Here’s a snapshot from the last week, showing the number of days with the risk of each disease: Ph = Phomopsis, PW = Powdery mildew, BR = Black rot, and DM = Downy mildew. (Note: Floyd and Charles City stations are not sending data right now. Floyd station should be back soon.) This information was made available through Wine Board-funded the Sentinel Vineyard project.
The image above is just a summary of the past 7 days. Please visit https://newa.cornell.edu/ to obtain more detailed information. You can check daily weather data as well as disease and insect pest model results including forecasted risks. We paid the annual fee so that growers in Virginia can freely access NEWA.

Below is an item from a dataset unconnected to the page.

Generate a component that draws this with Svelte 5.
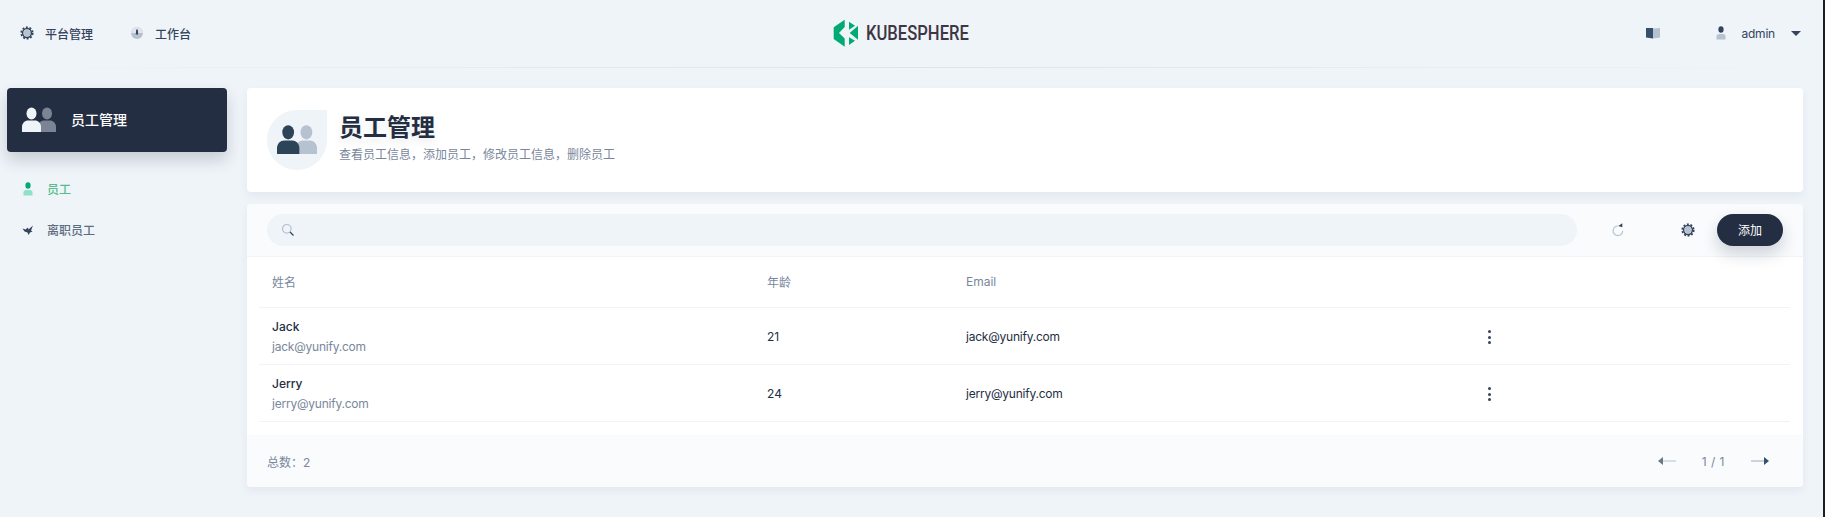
<script>
  const rows = [
    { name: 'Jack', email: 'jack@yunify.com', age: 21 },
    { name: 'Jerry', email: 'jerry@yunify.com', age: 24 },
  ]
</script>

{#snippet gear(size)}
  <svg width={size} height={size} viewBox="0 0 16 16">
    <circle cx="8" cy="8" r="3.2" fill="#b6c2d0" />
    <circle cx="8" cy="8" r="4.4" fill="none" stroke="#36435c" stroke-width="1.5" />
    <circle cx="8" cy="8" r="5.8" fill="none" stroke="#36435c" stroke-width="1.6" stroke-dasharray="2 1.64" />
  </svg>
{/snippet}

{#snippet users(size, front, back)}
  <svg width={size} height={size} viewBox="0 0 34 28">
    <ellipse cx="25" cy="7.5" rx="5" ry="6" fill={back} />
    <path d="M16 26v-5c0-4 3-6.500 6-6.500h6c3 0 6 2.500 6 6.500v5z" fill={back} />
    <ellipse cx="9.500" cy="7.500" rx="5" ry="6" fill={front} />
    <path d="M0 26v-5c0-4 3-6.500 6-6.500h7c3 0 6 2.500 6 6.500v5z" fill={front} />
  </svg>
{/snippet}

{#snippet person(head, body)}
  <svg width="12" height="14" viewBox="0 0 12 14">
    <ellipse cx="6" cy="3.500" rx="2.600" ry="3.200" fill={head} />
    <path d="M1.500 13.500v-3c0-1.600 1-2.500 2.500-2.500h4c1.500 0 2.500 .9 2.500 2.500v3z" fill={body} />
  </svg>
{/snippet}

<div class="screen">
  <div class="page">
    <header class="topbar">
      <nav class="top-links">
        <span class="top-link">
          {@render gear(16)}
          平台管理
        </span>
        <span class="top-link">
          <svg width="16" height="16" viewBox="0 0 16 16">
            <circle cx="8" cy="8" r="6" fill="#b6c2d0" />
            <path d="M2 8a6 6 0 0 1 12 0z" fill="#dfe5ec" />
            <path d="M7.200 4.500h1.600l.4 5h-2.400z" fill="#36435c" />
          </svg>
          工作台
        </span>
      </nav>
      <div class="logo">
        <svg width="25" height="28" viewBox="0 0 25 28">
          <path d="M.7 8.300 11.700 .7V8L6 14l5.700 5.500v8.200L.7 20z" fill="#00aa72" />
          <path d="M16 2.700 22 6.700l-6 4zM25 6.700 16.700 14 25 20.700zM16 18.300l6 3.400-6 4.300z" fill="#00aa72" />
        </svg>
        <span class="logo-text">KUBESPHERE</span>
      </div>
      <div class="top-right">
        <svg class="book" width="14" height="12" viewBox="0 0 14 12">
          <path d="M0 1h7v10.500L0 10.500z" fill="#36506b" />
          <path d="M7 1.500 14 1v9.500l-7 1z" fill="#b6c2d0" />
        </svg>
        <span class="user">
          {@render person('#36435c', '#b6c2d0')}
          <span>admin</span>
          <i class="caret"></i>
        </span>
      </div>
    </header>

    <div class="layout">
      <aside class="sidebar">
        <div class="side-head">
          {@render users(34, '#eff4f9', '#7b8494')}
          <span>员工管理</span>
        </div>
        <ul class="side-nav">
          <li class="active">
            {@render person('#00aa72', '#90e0c5')}
            员工
          </li>
          <li>
            <svg width="12" height="12" viewBox="0 0 12 12">
              <path d="M.5 4.500 3.500 5.500 6 3.500 6.500 5.500 11 1.500 9 6.500 10.500 7.500 8 8.500 6.500 11 5.500 8.500 2.500 7.500z" fill="#36435c" />
            </svg>
            离职员工
          </li>
        </ul>
      </aside>

      <main class="content">
        <section class="banner">
          <div class="banner-icon">{@render users(40, '#2d4358', '#b6c2d0')}</div>
          <div class="banner-text">
            <h1>员工管理</h1>
            <p>查看员工信息，添加员工，修改员工信息，删除员工</p>
          </div>
        </section>

        <section class="panel">
          <div class="toolbar">
            <div class="search">
              <svg width="14" height="14" viewBox="0 0 14 14">
                <circle cx="5.800" cy="5.800" r="4.300" fill="none" stroke="#b6c2d0" stroke-width="1.200" />
                <path d="M9 9l3.500 3.500" stroke="#36435c" stroke-width="1.300" />
              </svg>
            </div>
            <button class="icon-btn refresh" aria-label="刷新">
              <svg width="14" height="14" viewBox="0 0 14 14">
                <path d="M11.700 7.700A4.800 4.800 0 1 1 7.300 3" fill="none" stroke="#b6c2d0" stroke-width="1.200" />
                <path d="M7.300 3 11.300 .3V4.300z" fill="#36435c" />
              </svg>
            </button>
            <button class="icon-btn" aria-label="设置">{@render gear(16)}</button>
            <button class="add">添加</button>
          </div>

          <div class="table">
            <div class="tr th">
              <span>姓名</span>
              <span>年龄</span>
              <span>Email</span>
              <span></span>
            </div>
            {#each rows as row}
              <div class="tr">
                <div class="cell-name">
                  <div class="name">{row.name}</div>
                  <div class="sub email">{row.email}</div>
                </div>
                <span>{row.age}</span>
                <span class="email">{row.email}</span>
                <span class="more"><i></i><i></i><i></i></span>
              </div>
            {/each}
          </div>

          <footer class="foot">
            <span>总数：2</span>
            <div class="pager">
              <svg width="18" height="10" viewBox="0 0 18 10">
                <path d="M5 5h13" stroke="#c8d2dc" stroke-width="1.400" />
                <path d="M0 5l5-4v8z" fill="#6b7888" />
              </svg>
              <span class="pages">1 / 1</span>
              <svg width="18" height="10" viewBox="0 0 18 10">
                <path d="M0 5h13" stroke="#b6c2d0" stroke-width="1.400" />
                <path d="M18 5l-5-4v8z" fill="#36506b" />
              </svg>
            </div>
          </footer>
        </section>
      </main>
    </div>
  </div>
  <div class="edge"></div>
</div>

<style>
  :global(*, *::before, *::after) {
    box-sizing: border-box;
    margin: 0;
    padding: 0;
  }

  :global(body) {
    background: #eff4f9;
    color: #242e42;
    font-family: Inter, 'Noto Sans CJK SC', sans-serif;
    font-size: 12px;
    overflow: hidden;
  }

  .screen {
    display: flex;
    height: 517px;
  }

  .page {
    flex: 1;
    min-width: 0;
  }

  .edge {
    width: 2px;
    background: #1e1e1c;
  }

  .topbar {
    position: relative;
    display: grid;
    grid-template-columns: 1fr auto 1fr;
    align-items: center;
    height: 68px;
    padding: 0 22px 2px 19px;
  }

  .topbar::after {
    content: '';
    position: absolute;
    left: 0;
    right: 0;
    bottom: 0;
    height: 1px;
    background: linear-gradient(90deg, transparent, #dde3ea 50%, transparent);
  }

  .top-links {
    display: flex;
    gap: 36px;
  }

  .top-link {
    display: flex;
    align-items: center;
    gap: 10px;
    color: #36435c;
    font-weight: 500;
  }

  .logo {
    display: flex;
    align-items: center;
    gap: 8px;
    margin-left: -20px;
  }

  .logo-text {
    display: inline-block;
    width: 101px;
    font-family: Roboto, sans-serif;
    font-size: 20px;
    font-weight: 500;
    color: #3e3644;
    transform: scaleX(0.83);
    transform-origin: left center;
    white-space: nowrap;
  }

  .top-right {
    display: flex;
    justify-content: flex-end;
    align-items: center;
    gap: 55px;
  }

  .user {
    display: flex;
    align-items: center;
    color: #36435c;
  }

  .user span {
    margin: 0 16px 0 14px;
    letter-spacing: -0.2px;
  }

  .caret {
    border-top: 5px solid #36435c;
    border-left: 5px solid transparent;
    border-right: 5px solid transparent;
  }

  .layout {
    display: flex;
    padding-top: 20px;
  }

  .sidebar {
    flex: none;
    width: 247px;
    padding: 0 20px 0 7px;
  }

  .side-head {
    display: flex;
    align-items: center;
    gap: 15px;
    height: 64px;
    padding-left: 15px;
    background: #242e42;
    border-radius: 4px;
    box-shadow: 0 8px 16px rgba(36, 46, 66, 0.2);
    color: #fff;
    font-size: 14px;
    font-weight: 500;
  }

  .side-head span {
    padding-bottom: 2px;
  }

  .side-nav {
    list-style: none;
    margin-top: 16px;
  }

  .side-nav li {
    display: flex;
    align-items: center;
    gap: 13px;
    height: 41px;
    padding-left: 15px;
    color: #5f6c81;
    font-weight: 500;
  }

  .side-nav li.active {
    color: #55bc8a;
  }

  .content {
    flex: 1;
    min-width: 0;
    padding-right: 20px;
  }

  .banner {
    display: flex;
    align-items: center;
    gap: 12px;
    height: 104px;
    padding-left: 20px;
    background: #fff;
    border-radius: 4px;
    box-shadow: 0 4px 8px rgba(36, 46, 66, 0.06);
  }

  .banner-icon {
    display: flex;
    align-items: center;
    justify-content: center;
    width: 60px;
    height: 60px;
    background: #eff4f9;
    border-radius: 50% 0 50% 50%;
  }

  .banner-text {
    padding-bottom: 4px;
  }

  h1 {
    font-size: 24px;
    line-height: 30px;
    font-weight: 600;
    color: #242e42;
    text-shadow: 0 4px 8px rgba(36, 46, 66, 0.1);
  }

  .banner p {
    margin-top: 3px;
    line-height: 18px;
    color: #79879c;
  }

  .panel {
    margin-top: 12px;
    background: #fff;
    border-radius: 4px;
    box-shadow: 0 4px 8px rgba(36, 46, 66, 0.06);
    overflow: hidden;
  }

  .toolbar {
    display: flex;
    align-items: center;
    height: 53px;
    padding: 0 20px;
    background: #f9fbfd;
    border-bottom: 1px solid #eff4f9;
  }

  .search {
    display: flex;
    align-items: center;
    flex: none;
    width: 1310px;
    height: 32px;
    padding-left: 14px;
    background: #eff4f9;
    border-radius: 16px;
  }

  .icon-btn {
    display: flex;
    align-items: center;
    justify-content: center;
    flex: none;
    width: 16px;
    height: 16px;
    margin-left: 54px;
    background: none;
    border: 0;
  }

  .refresh {
    margin-left: 33px;
  }

  .add {
    flex: none;
    width: 66px;
    height: 32px;
    margin-left: 21px;
    padding-bottom: 2px;
    background: #242e42;
    border: 0;
    border-radius: 16px;
    box-shadow: 0 8px 16px rgba(36, 46, 66, 0.2);
    color: #fff;
    font-family: inherit;
    font-size: 12px;
  }

  .table {
    padding: 0 13px 13px 12px;
  }

  .tr {
    display: grid;
    grid-template-columns: 495px 199px 522px 1fr;
    align-items: center;
    height: 57px;
    padding-left: 13px;
    border-bottom: 1px solid #eff4f9;
  }

  .th {
    height: 51px;
    color: #79879c;
    padding-bottom: 2px;
  }

  .cell-name {
    padding-top: 1px;
  }

  .name {
    font-weight: 500;
    line-height: 20px;
  }

  .sub {
    line-height: 20px;
    color: #79879c;
  }

  .email {
    letter-spacing: -0.22px;
  }

  .more {
    display: flex;
    flex-direction: column;
    gap: 2.500px;
    width: 3px;
    margin-top: 2px;
  }

  .more i {
    width: 3px;
    height: 3px;
    border-radius: 50%;
    background: #36435c;
  }

  .foot {
    display: flex;
    align-items: center;
    justify-content: space-between;
    height: 52px;
    padding: 0 34px 0 20px;
    background: #f9fbfd;
    color: #79879c;
  }

  .pager {
    display: flex;
    align-items: center;
    gap: 26px;
  }

  .pages {
    letter-spacing: 0.5px;
  }
</style>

I thought we had a bit of a break from the rain, but the number of days with downy mildew risk was still high at many weather stations in the past 7 days. As nighttime temperature drops, the relative humidity increases to create a condition for the downy mildew pathogen to produce spores. Sometimes heavy dew (= moisture running off from leaves) can be enough to spread the downy mildew pathogen.
At this point, we are looking at potential harvest dates for many cultivars. Make sure to talk to your winemaker for fungicide selection. Our focus will be on powdery and downy mildew plus Botrytis and late-season rots. You can find specific material information in this post (mid-season disease management), this post (VVA presentation), or a recent reminder.
The risk information above is just output from the model, and the spray decision needs to be based not only on the weather condition but on the cultivar and history of the disease(s) in your vineyard. For example, if your vineyards have been clean and vines are protected from the previous application of fungicides, there is no need to make “rescue” sprays. On the other hand, if you know you have seen a concerning level of downy mildew in the past, your spray was more than 10 days ago and/or if you saw more than 2 inches of rain (as we are experiencing right now in northern VA), it is probably a good idea to mix a phosphonate (i.e., a “phos acid”, such as Prophyt or Phostrol) for downy mildew in your next spray.
If you are in an unfortunate situation where downy mildew was well established (i.e., you can see it everywhere), please use captan or copper to keep your healthy leaves protected. Clusters are resistant to new infection at this point, but if you do not protect leaves, downy mildew can defoliate leaves. Please do not use Revus, Ranman, or Ridomil which are prone to develop fungicide resistance.